Objective -> Print the listing below in its entirety, character for character.

Begin

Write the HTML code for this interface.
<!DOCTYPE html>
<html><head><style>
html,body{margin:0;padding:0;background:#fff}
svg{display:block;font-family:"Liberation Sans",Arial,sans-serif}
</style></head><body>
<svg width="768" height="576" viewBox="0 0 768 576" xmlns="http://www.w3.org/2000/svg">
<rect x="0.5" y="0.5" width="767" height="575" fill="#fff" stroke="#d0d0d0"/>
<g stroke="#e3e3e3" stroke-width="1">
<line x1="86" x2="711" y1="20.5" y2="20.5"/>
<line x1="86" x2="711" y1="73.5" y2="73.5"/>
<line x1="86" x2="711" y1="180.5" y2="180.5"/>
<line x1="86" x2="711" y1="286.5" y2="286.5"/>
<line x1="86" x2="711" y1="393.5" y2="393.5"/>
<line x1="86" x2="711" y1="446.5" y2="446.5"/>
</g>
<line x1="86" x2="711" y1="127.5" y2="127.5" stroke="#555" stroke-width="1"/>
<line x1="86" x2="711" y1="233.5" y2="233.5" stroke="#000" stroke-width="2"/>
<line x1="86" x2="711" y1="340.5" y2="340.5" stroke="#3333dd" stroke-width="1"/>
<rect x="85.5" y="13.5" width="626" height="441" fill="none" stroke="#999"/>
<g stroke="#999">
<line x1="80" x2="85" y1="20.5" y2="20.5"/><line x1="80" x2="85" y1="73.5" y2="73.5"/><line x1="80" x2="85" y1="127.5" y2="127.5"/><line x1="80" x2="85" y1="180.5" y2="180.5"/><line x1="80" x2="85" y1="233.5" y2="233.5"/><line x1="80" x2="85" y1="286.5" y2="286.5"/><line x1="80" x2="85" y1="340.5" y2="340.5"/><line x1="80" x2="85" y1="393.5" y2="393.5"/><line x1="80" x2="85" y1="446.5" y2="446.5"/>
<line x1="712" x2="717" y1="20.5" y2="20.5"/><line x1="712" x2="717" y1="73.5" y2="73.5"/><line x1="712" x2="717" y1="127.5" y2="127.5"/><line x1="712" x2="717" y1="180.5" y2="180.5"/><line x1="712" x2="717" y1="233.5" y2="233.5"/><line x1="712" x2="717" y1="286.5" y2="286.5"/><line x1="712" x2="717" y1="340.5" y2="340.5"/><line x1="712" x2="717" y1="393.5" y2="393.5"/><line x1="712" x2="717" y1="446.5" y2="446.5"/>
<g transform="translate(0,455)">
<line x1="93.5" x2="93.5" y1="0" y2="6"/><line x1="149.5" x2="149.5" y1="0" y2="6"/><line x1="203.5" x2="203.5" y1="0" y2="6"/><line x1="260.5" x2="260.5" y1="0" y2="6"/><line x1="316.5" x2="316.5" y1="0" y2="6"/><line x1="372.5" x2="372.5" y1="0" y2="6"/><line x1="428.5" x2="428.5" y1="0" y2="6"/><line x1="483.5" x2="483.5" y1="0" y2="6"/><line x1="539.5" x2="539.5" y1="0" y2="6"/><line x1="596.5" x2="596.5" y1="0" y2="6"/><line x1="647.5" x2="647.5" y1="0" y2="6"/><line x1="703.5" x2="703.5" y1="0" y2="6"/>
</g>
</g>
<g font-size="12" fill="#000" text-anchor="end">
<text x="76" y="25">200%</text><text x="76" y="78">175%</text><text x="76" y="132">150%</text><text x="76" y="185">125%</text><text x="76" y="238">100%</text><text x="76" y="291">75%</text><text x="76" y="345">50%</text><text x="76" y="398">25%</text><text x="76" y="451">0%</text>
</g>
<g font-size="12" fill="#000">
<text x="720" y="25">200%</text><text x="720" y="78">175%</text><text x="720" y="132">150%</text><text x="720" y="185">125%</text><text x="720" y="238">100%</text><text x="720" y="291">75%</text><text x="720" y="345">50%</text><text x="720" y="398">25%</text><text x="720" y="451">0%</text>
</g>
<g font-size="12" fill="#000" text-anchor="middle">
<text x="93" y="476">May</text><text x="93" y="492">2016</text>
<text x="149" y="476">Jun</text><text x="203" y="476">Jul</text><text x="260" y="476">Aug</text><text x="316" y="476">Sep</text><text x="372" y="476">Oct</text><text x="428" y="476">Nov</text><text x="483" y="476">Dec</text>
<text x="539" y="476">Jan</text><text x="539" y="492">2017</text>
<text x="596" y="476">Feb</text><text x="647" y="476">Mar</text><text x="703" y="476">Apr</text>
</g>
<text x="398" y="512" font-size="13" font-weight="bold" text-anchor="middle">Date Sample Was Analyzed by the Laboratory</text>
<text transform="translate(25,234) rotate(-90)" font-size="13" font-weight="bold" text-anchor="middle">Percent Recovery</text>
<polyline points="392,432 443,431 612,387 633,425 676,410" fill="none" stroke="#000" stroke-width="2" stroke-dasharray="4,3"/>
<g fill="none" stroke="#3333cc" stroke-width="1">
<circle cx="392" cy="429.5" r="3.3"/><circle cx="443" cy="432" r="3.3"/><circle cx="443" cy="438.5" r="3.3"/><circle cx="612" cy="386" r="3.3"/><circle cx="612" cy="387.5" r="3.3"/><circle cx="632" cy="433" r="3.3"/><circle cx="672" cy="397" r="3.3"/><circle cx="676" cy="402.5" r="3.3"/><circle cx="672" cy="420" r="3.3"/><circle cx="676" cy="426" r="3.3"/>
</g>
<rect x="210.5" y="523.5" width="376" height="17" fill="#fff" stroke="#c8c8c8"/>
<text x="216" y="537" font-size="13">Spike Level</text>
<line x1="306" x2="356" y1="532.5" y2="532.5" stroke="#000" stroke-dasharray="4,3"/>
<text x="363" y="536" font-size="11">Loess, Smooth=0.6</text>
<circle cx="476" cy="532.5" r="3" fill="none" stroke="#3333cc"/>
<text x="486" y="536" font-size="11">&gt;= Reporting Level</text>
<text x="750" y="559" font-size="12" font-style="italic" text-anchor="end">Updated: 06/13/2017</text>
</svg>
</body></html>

End

Output ->
Write the HTML code for this interface.
<!DOCTYPE html>
<html><head><style>
html,body{margin:0;padding:0;background:#fff}
svg{display:block;font-family:"Liberation Sans",Arial,sans-serif}
</style></head><body>
<svg width="768" height="576" viewBox="0 0 768 576" xmlns="http://www.w3.org/2000/svg">
<rect x="0.5" y="0.5" width="767" height="575" fill="#fff" stroke="#d0d0d0"/>
<g stroke="#e3e3e3" stroke-width="1">
<line x1="86" x2="711" y1="20.5" y2="20.5"/>
<line x1="86" x2="711" y1="73.5" y2="73.5"/>
<line x1="86" x2="711" y1="180.5" y2="180.5"/>
<line x1="86" x2="711" y1="286.5" y2="286.5"/>
<line x1="86" x2="711" y1="393.5" y2="393.5"/>
<line x1="86" x2="711" y1="446.5" y2="446.5"/>
</g>
<line x1="86" x2="711" y1="127.5" y2="127.5" stroke="#555" stroke-width="1"/>
<line x1="86" x2="711" y1="233.5" y2="233.5" stroke="#000" stroke-width="2"/>
<line x1="86" x2="711" y1="340.5" y2="340.5" stroke="#3333dd" stroke-width="1"/>
<rect x="85.5" y="13.5" width="626" height="441" fill="none" stroke="#999"/>
<g stroke="#999">
<line x1="80" x2="85" y1="20.5" y2="20.5"/><line x1="80" x2="85" y1="73.5" y2="73.5"/><line x1="80" x2="85" y1="127.5" y2="127.5"/><line x1="80" x2="85" y1="180.5" y2="180.5"/><line x1="80" x2="85" y1="233.5" y2="233.5"/><line x1="80" x2="85" y1="286.5" y2="286.5"/><line x1="80" x2="85" y1="340.5" y2="340.5"/><line x1="80" x2="85" y1="393.5" y2="393.5"/><line x1="80" x2="85" y1="446.5" y2="446.5"/>
<line x1="712" x2="717" y1="20.5" y2="20.5"/><line x1="712" x2="717" y1="73.5" y2="73.5"/><line x1="712" x2="717" y1="127.5" y2="127.5"/><line x1="712" x2="717" y1="180.5" y2="180.5"/><line x1="712" x2="717" y1="233.5" y2="233.5"/><line x1="712" x2="717" y1="286.5" y2="286.5"/><line x1="712" x2="717" y1="340.5" y2="340.5"/><line x1="712" x2="717" y1="393.5" y2="393.5"/><line x1="712" x2="717" y1="446.5" y2="446.5"/>
<g transform="translate(0,455)">
<line x1="93.5" x2="93.5" y1="0" y2="6"/><line x1="149.5" x2="149.5" y1="0" y2="6"/><line x1="203.5" x2="203.5" y1="0" y2="6"/><line x1="260.5" x2="260.5" y1="0" y2="6"/><line x1="316.5" x2="316.5" y1="0" y2="6"/><line x1="372.5" x2="372.5" y1="0" y2="6"/><line x1="428.5" x2="428.5" y1="0" y2="6"/><line x1="483.5" x2="483.5" y1="0" y2="6"/><line x1="539.5" x2="539.5" y1="0" y2="6"/><line x1="596.5" x2="596.5" y1="0" y2="6"/><line x1="647.5" x2="647.5" y1="0" y2="6"/><line x1="703.5" x2="703.5" y1="0" y2="6"/>
</g>
</g>
<g font-size="12" fill="#000" text-anchor="end">
<text x="76" y="25">200%</text><text x="76" y="78">175%</text><text x="76" y="132">150%</text><text x="76" y="185">125%</text><text x="76" y="238">100%</text><text x="76" y="291">75%</text><text x="76" y="345">50%</text><text x="76" y="398">25%</text><text x="76" y="451">0%</text>
</g>
<g font-size="12" fill="#000">
<text x="720" y="25">200%</text><text x="720" y="78">175%</text><text x="720" y="132">150%</text><text x="720" y="185">125%</text><text x="720" y="238">100%</text><text x="720" y="291">75%</text><text x="720" y="345">50%</text><text x="720" y="398">25%</text><text x="720" y="451">0%</text>
</g>
<g font-size="12" fill="#000" text-anchor="middle">
<text x="93" y="476">May</text><text x="93" y="492">2016</text>
<text x="149" y="476">Jun</text><text x="203" y="476">Jul</text><text x="260" y="476">Aug</text><text x="316" y="476">Sep</text><text x="372" y="476">Oct</text><text x="428" y="476">Nov</text><text x="483" y="476">Dec</text>
<text x="539" y="476">Jan</text><text x="539" y="492">2017</text>
<text x="596" y="476">Feb</text><text x="647" y="476">Mar</text><text x="703" y="476">Apr</text>
</g>
<text x="398" y="512" font-size="13" font-weight="bold" text-anchor="middle">Date Sample Was Analyzed by the Laboratory</text>
<text transform="translate(25,234) rotate(-90)" font-size="13" font-weight="bold" text-anchor="middle">Percent Recovery</text>
<polyline points="392,432 443,431 612,387 633,425 676,410" fill="none" stroke="#000" stroke-width="2" stroke-dasharray="4,3"/>
<g fill="none" stroke="#3333cc" stroke-width="1">
<circle cx="392" cy="429.5" r="3.3"/><circle cx="443" cy="432" r="3.3"/><circle cx="443" cy="438.5" r="3.3"/><circle cx="612" cy="386" r="3.3"/><circle cx="612" cy="387.5" r="3.3"/><circle cx="632" cy="433" r="3.3"/><circle cx="672" cy="397" r="3.3"/><circle cx="676" cy="402.5" r="3.3"/><circle cx="672" cy="420" r="3.3"/><circle cx="676" cy="426" r="3.3"/>
</g>
<rect x="210.5" y="523.5" width="376" height="17" fill="#fff" stroke="#c8c8c8"/>
<text x="216" y="537" font-size="13">Spike Level</text>
<line x1="306" x2="356" y1="532.5" y2="532.5" stroke="#000" stroke-dasharray="4,3"/>
<text x="363" y="536" font-size="11">Loess, Smooth=0.6</text>
<circle cx="476" cy="532.5" r="3" fill="none" stroke="#3333cc"/>
<text x="486" y="536" font-size="11">&gt;= Reporting Level</text>
<text x="750" y="559" font-size="12" font-style="italic" text-anchor="end">Updated: 06/13/2017</text>
</svg>
</body></html>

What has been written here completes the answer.